What is expected -
Output the material beneath this task exactly, images excluded.
* * * * * * * * *
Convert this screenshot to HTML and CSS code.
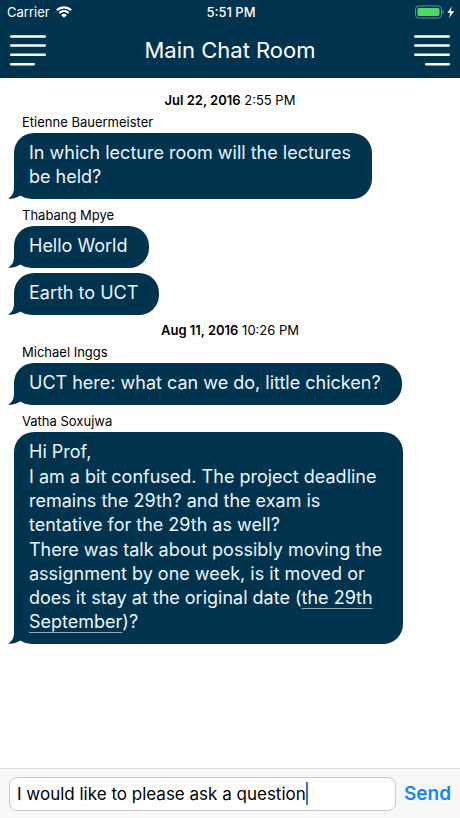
FILE: index.html
```html
<!DOCTYPE html>
<html lang="en">
<head>
<meta charset="utf-8">
<meta name="viewport" content="width=device-width, initial-scale=1">
<title>Main Chat Room</title>
<link rel="stylesheet" href="styles.css">
</head>
<body>
<header class="header">
  <div class="status">
    <div class="status-left">
      <span>Carrier</span>
      <svg width="16" height="12" viewBox="0 0 16 12" aria-hidden="true">
        <path d="M.8 4.200C5 .5 11 .5 15.200 4.200M3.300 6.900c2.700-2.400 6.700-2.400 9.400 0" fill="none" stroke="#fff" stroke-width="2.200"/>
        <path d="M5.200 8.900c1.600-1.400 4-1.400 5.600 0L8 11.700z" fill="#fff"/>
      </svg>
    </div>
    <span class="clock">5:51 PM</span>
    <div class="status-right">
      <svg width="40" height="14" viewBox="0 0 40 14" aria-hidden="true">
        <rect x=".5" y=".9" width="26" height="12.200" rx="3.400" fill="none" stroke="#6f8d9c"/>
        <rect x="2.500" y="2.900" width="22" height="8.200" rx="1.600" fill="#4cd964"/>
        <path d="M27.700 5c1.700.7 1.700 3.300 0 4z" fill="#6f8d9c"/>
        <path d="M36.800 1.200 32.400 8h3l-1.600 5.200 5.400-6.900h-3.400z" fill="#fff"/>
      </svg>
    </div>
  </div>
  <div class="navbar">
    <button class="menu" type="button" aria-label="Open menu">
      <svg width="36" height="32" viewBox="0 0 36 32"><path d="M1.300 2.500h33.400M1.300 11.500h33.400M1.300 20.800h33.400M1.300 30.200h22.400"/></svg>
    </button>
    <h1 class="title">Main Chat Room</h1>
    <button class="menu" type="button" aria-label="Open participants">
      <svg width="36" height="32" viewBox="0 0 36 32"><path d="M1.300 2.500h33.400M1.300 11.500h33.400M1.300 20.800h33.400M12.300 30.200h22.400"/></svg>
    </button>
  </div>
</header>

<main class="chat">
  <p class="date"><b>Jul 22, 2016</b> 2:55 PM</p>
  <section class="group">
    <h2 class="author">Etienne Bauermeister</h2>
    <div class="bubble"><p>In which lecture room will the lectures<br>be held?</p>
      <svg class="tail" width="24" height="20" viewBox="0 0 24 20" aria-hidden="true"><path d="M6 0v8C6 13.500 4.500 17 0 19.600 5 20 9 18.800 12.500 16.500 16 18.700 19 19.600 24 20V0z"/></svg>
    </div>
  </section>
  <section class="group">
    <h2 class="author">Thabang Mpye</h2>
    <div class="bubble"><p>Hello World</p>
      <svg class="tail" width="24" height="20" viewBox="0 0 24 20" aria-hidden="true"><path d="M6 0v8C6 13.500 4.500 17 0 19.600 5 20 9 18.800 12.500 16.500 16 18.700 19 19.600 24 20V0z"/></svg>
    </div>
    <div class="bubble"><p>Earth to UCT</p>
      <svg class="tail" width="24" height="20" viewBox="0 0 24 20" aria-hidden="true"><path d="M6 0v8C6 13.500 4.500 17 0 19.600 5 20 9 18.800 12.500 16.500 16 18.700 19 19.600 24 20V0z"/></svg>
    </div>
  </section>
  <p class="date"><b>Aug 11, 2016</b> 10:26 PM</p>
  <section class="group">
    <h2 class="author">Michael Inggs</h2>
    <div class="bubble"><p>UCT here: what can we do, little chicken?</p>
      <svg class="tail" width="24" height="20" viewBox="0 0 24 20" aria-hidden="true"><path d="M6 0v8C6 13.500 4.500 17 0 19.600 5 20 9 18.800 12.500 16.500 16 18.700 19 19.600 24 20V0z"/></svg>
    </div>
  </section>
  <section class="group">
    <h2 class="author">Vatha Soxujwa</h2>
    <div class="bubble">
      <p>Hi Prof,</p>
      <p>I am a bit confused. The project deadline<br>remains the 29th? and the exam is<br>tentative for the 29th as well?</p>
      <p>There was talk about possibly moving the<br>assignment by one week, is it moved or<br>does it stay at the original date (<a href="#date">the 29th<br>September</a>)?</p>
      <svg class="tail" width="24" height="20" viewBox="0 0 24 20" aria-hidden="true"><path d="M6 0v8C6 13.500 4.500 17 0 19.600 5 20 9 18.800 12.500 16.500 16 18.700 19 19.600 24 20V0z"/></svg>
    </div>
  </section>
</main>

<form class="composer">
  <div class="field">
    <input class="message" type="text" aria-label="Message" value="I would like to please ask a question">
    <span class="caret"></span>
  </div>
  <button class="send" type="button">Send</button>
</form>
</body>
</html>
```
FILE: styles.css
```css
* {
  box-sizing: border-box;
}

body {
  margin: 0;
  min-height: 100vh;
  display: flex;
  flex-direction: column;
  background: #fff;
  color: #000;
  font-family: Inter, "Liberation Sans", sans-serif;
}

p, h1, h2 {
  margin: 0;
  font-weight: 400;
}

button {
  padding: 0;
  border: 0;
  background: none;
  font-family: inherit;
}

.header {
  height: 78px;
  background: #00334d;
  color: #fff;
}

.status {
  display: grid;
  grid-template-columns: 1fr auto 1fr;
  align-items: center;
  height: 24px;
  padding: 0 5px 0 7px;
  font-size: 13px;
}

.status-left {
  display: flex;
  align-items: center;
  gap: 6px;
}

.status-right {
  display: flex;
  justify-content: flex-end;
}

.clock {
  font-weight: 500;
}

.navbar {
  display: flex;
  align-items: center;
  justify-content: space-between;
  height: 52px;
  padding: 0 10px;
}

.menu svg {
  display: block;
  fill: none;
  stroke: #fff;
  stroke-width: 2.6;
  stroke-linecap: round;
}

.title {
  font-size: 22px;
}

.chat {
  flex: 1;
  padding: 12px 14px;
}

.date {
  font-size: 13px;
  line-height: 21px;
  text-align: center;
}

.date b {
  font-weight: 600;
}

.author {
  padding-left: 8px;
  font-size: 13px;
  line-height: 22px;
}

/* The second gradient stops short of the lower left corner, which the tail draws. */
.bubble {
  position: relative;
  isolation: isolate;
  display: flex;
  flex-direction: column;
  gap: 1px;
  width: fit-content;
  margin-bottom: 5px;
  padding: 8px 21px 10px 15px;
  border-radius: 20px 20px 20px 0;
  background:
    linear-gradient(#00334d, #00334d) 0 0 / 100% calc(100% - 19px) no-repeat,
    linear-gradient(#00334d, #00334d) 100% 100% / calc(100% - 17px) 20px no-repeat;
  color: #eaf6ff;
  font-size: 18px;
  line-height: 24px;
}

.bubble a {
  color: inherit;
  text-decoration-thickness: 1px;
  text-underline-offset: 4px;
  text-decoration-skip-ink: none;
  text-decoration-color: #8fa9b8;
}

.tail {
  position: absolute;
  left: -6px;
  bottom: 0;
  z-index: -1;
  fill: #00334d;
}

.composer {
  display: flex;
  align-items: center;
  gap: 8px;
  height: 50px;
  padding: 0 9px;
  border-top: 1px solid #dcdcde;
  background: #f8f8f8;
}

.field {
  flex: 1;
  display: flex;
  align-items: center;
  height: 34px;
  padding: 0 7px;
  border: 1px solid #c8c8cd;
  border-radius: 8px;
  background: #fff;
}

.message {
  field-sizing: content;
  padding: 0;
  border: 0;
  outline: 0;
  background: none;
  color: #000;
  font-family: inherit;
  font-size: 17px;
}

.caret {
  width: 2px;
  height: 23px;
  background: #4a68d8;
}

.send {
  color: #1686f5;
  font-size: 19px;
  font-weight: 600;
}
```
* * * * * * * * *
Result -
Convert this screenshot to HTML and CSS code.
FILE: index.html
```html
<!DOCTYPE html>
<html lang="en">
<head>
<meta charset="utf-8">
<meta name="viewport" content="width=device-width, initial-scale=1">
<title>Main Chat Room</title>
<link rel="stylesheet" href="styles.css">
</head>
<body>
<header class="header">
  <div class="status">
    <div class="status-left">
      <span>Carrier</span>
      <svg width="16" height="12" viewBox="0 0 16 12" aria-hidden="true">
        <path d="M.8 4.200C5 .5 11 .5 15.200 4.200M3.300 6.900c2.700-2.400 6.700-2.400 9.400 0" fill="none" stroke="#fff" stroke-width="2.200"/>
        <path d="M5.200 8.900c1.600-1.400 4-1.400 5.600 0L8 11.700z" fill="#fff"/>
      </svg>
    </div>
    <span class="clock">5:51 PM</span>
    <div class="status-right">
      <svg width="40" height="14" viewBox="0 0 40 14" aria-hidden="true">
        <rect x=".5" y=".9" width="26" height="12.200" rx="3.400" fill="none" stroke="#6f8d9c"/>
        <rect x="2.500" y="2.900" width="22" height="8.200" rx="1.600" fill="#4cd964"/>
        <path d="M27.700 5c1.700.7 1.700 3.300 0 4z" fill="#6f8d9c"/>
        <path d="M36.800 1.200 32.400 8h3l-1.600 5.200 5.400-6.900h-3.400z" fill="#fff"/>
      </svg>
    </div>
  </div>
  <div class="navbar">
    <button class="menu" type="button" aria-label="Open menu">
      <svg width="36" height="32" viewBox="0 0 36 32"><path d="M1.300 2.500h33.400M1.300 11.500h33.400M1.300 20.800h33.400M1.300 30.200h22.400"/></svg>
    </button>
    <h1 class="title">Main Chat Room</h1>
    <button class="menu" type="button" aria-label="Open participants">
      <svg width="36" height="32" viewBox="0 0 36 32"><path d="M1.300 2.500h33.400M1.300 11.500h33.400M1.300 20.800h33.400M12.300 30.200h22.400"/></svg>
    </button>
  </div>
</header>

<main class="chat">
  <p class="date"><b>Jul 22, 2016</b> 2:55 PM</p>
  <section class="group">
    <h2 class="author">Etienne Bauermeister</h2>
    <div class="bubble"><p>In which lecture room will the lectures<br>be held?</p>
      <svg class="tail" width="24" height="20" viewBox="0 0 24 20" aria-hidden="true"><path d="M6 0v8C6 13.500 4.500 17 0 19.600 5 20 9 18.800 12.500 16.500 16 18.700 19 19.600 24 20V0z"/></svg>
    </div>
  </section>
  <section class="group">
    <h2 class="author">Thabang Mpye</h2>
    <div class="bubble"><p>Hello World</p>
      <svg class="tail" width="24" height="20" viewBox="0 0 24 20" aria-hidden="true"><path d="M6 0v8C6 13.500 4.500 17 0 19.600 5 20 9 18.800 12.500 16.500 16 18.700 19 19.600 24 20V0z"/></svg>
    </div>
    <div class="bubble"><p>Earth to UCT</p>
      <svg class="tail" width="24" height="20" viewBox="0 0 24 20" aria-hidden="true"><path d="M6 0v8C6 13.500 4.500 17 0 19.600 5 20 9 18.800 12.500 16.500 16 18.700 19 19.600 24 20V0z"/></svg>
    </div>
  </section>
  <p class="date"><b>Aug 11, 2016</b> 10:26 PM</p>
  <section class="group">
    <h2 class="author">Michael Inggs</h2>
    <div class="bubble"><p>UCT here: what can we do, little chicken?</p>
      <svg class="tail" width="24" height="20" viewBox="0 0 24 20" aria-hidden="true"><path d="M6 0v8C6 13.500 4.500 17 0 19.600 5 20 9 18.800 12.500 16.500 16 18.700 19 19.600 24 20V0z"/></svg>
    </div>
  </section>
  <section class="group">
    <h2 class="author">Vatha Soxujwa</h2>
    <div class="bubble">
      <p>Hi Prof,</p>
      <p>I am a bit confused. The project deadline<br>remains the 29th? and the exam is<br>tentative for the 29th as well?</p>
      <p>There was talk about possibly moving the<br>assignment by one week, is it moved or<br>does it stay at the original date (<a href="#date">the 29th<br>September</a>)?</p>
      <svg class="tail" width="24" height="20" viewBox="0 0 24 20" aria-hidden="true"><path d="M6 0v8C6 13.500 4.500 17 0 19.600 5 20 9 18.800 12.500 16.500 16 18.700 19 19.600 24 20V0z"/></svg>
    </div>
  </section>
</main>

<form class="composer">
  <div class="field">
    <input class="message" type="text" aria-label="Message" value="I would like to please ask a question">
    <span class="caret"></span>
  </div>
  <button class="send" type="button">Send</button>
</form>
</body>
</html>
```
FILE: styles.css
```css
* {
  box-sizing: border-box;
}

body {
  margin: 0;
  min-height: 100vh;
  display: flex;
  flex-direction: column;
  background: #fff;
  color: #000;
  font-family: Inter, "Liberation Sans", sans-serif;
}

p, h1, h2 {
  margin: 0;
  font-weight: 400;
}

button {
  padding: 0;
  border: 0;
  background: none;
  font-family: inherit;
}

.header {
  height: 78px;
  background: #00334d;
  color: #fff;
}

.status {
  display: grid;
  grid-template-columns: 1fr auto 1fr;
  align-items: center;
  height: 24px;
  padding: 0 5px 0 7px;
  font-size: 13px;
}

.status-left {
  display: flex;
  align-items: center;
  gap: 6px;
}

.status-right {
  display: flex;
  justify-content: flex-end;
}

.clock {
  font-weight: 500;
}

.navbar {
  display: flex;
  align-items: center;
  justify-content: space-between;
  height: 52px;
  padding: 0 10px;
}

.menu svg {
  display: block;
  fill: none;
  stroke: #fff;
  stroke-width: 2.6;
  stroke-linecap: round;
}

.title {
  font-size: 22px;
}

.chat {
  flex: 1;
  padding: 12px 14px;
}

.date {
  font-size: 13px;
  line-height: 21px;
  text-align: center;
}

.date b {
  font-weight: 600;
}

.author {
  padding-left: 8px;
  font-size: 13px;
  line-height: 22px;
}

/* The second gradient stops short of the lower left corner, which the tail draws. */
.bubble {
  position: relative;
  isolation: isolate;
  display: flex;
  flex-direction: column;
  gap: 1px;
  width: fit-content;
  margin-bottom: 5px;
  padding: 8px 21px 10px 15px;
  border-radius: 20px 20px 20px 0;
  background:
    linear-gradient(#00334d, #00334d) 0 0 / 100% calc(100% - 19px) no-repeat,
    linear-gradient(#00334d, #00334d) 100% 100% / calc(100% - 17px) 20px no-repeat;
  color: #eaf6ff;
  font-size: 18px;
  line-height: 24px;
}

.bubble a {
  color: inherit;
  text-decoration-thickness: 1px;
  text-underline-offset: 4px;
  text-decoration-skip-ink: none;
  text-decoration-color: #8fa9b8;
}

.tail {
  position: absolute;
  left: -6px;
  bottom: 0;
  z-index: -1;
  fill: #00334d;
}

.composer {
  display: flex;
  align-items: center;
  gap: 8px;
  height: 50px;
  padding: 0 9px;
  border-top: 1px solid #dcdcde;
  background: #f8f8f8;
}

.field {
  flex: 1;
  display: flex;
  align-items: center;
  height: 34px;
  padding: 0 7px;
  border: 1px solid #c8c8cd;
  border-radius: 8px;
  background: #fff;
}

.message {
  field-sizing: content;
  padding: 0;
  border: 0;
  outline: 0;
  background: none;
  color: #000;
  font-family: inherit;
  font-size: 17px;
}

.caret {
  width: 2px;
  height: 23px;
  background: #4a68d8;
}

.send {
  color: #1686f5;
  font-size: 19px;
  font-weight: 600;
}
```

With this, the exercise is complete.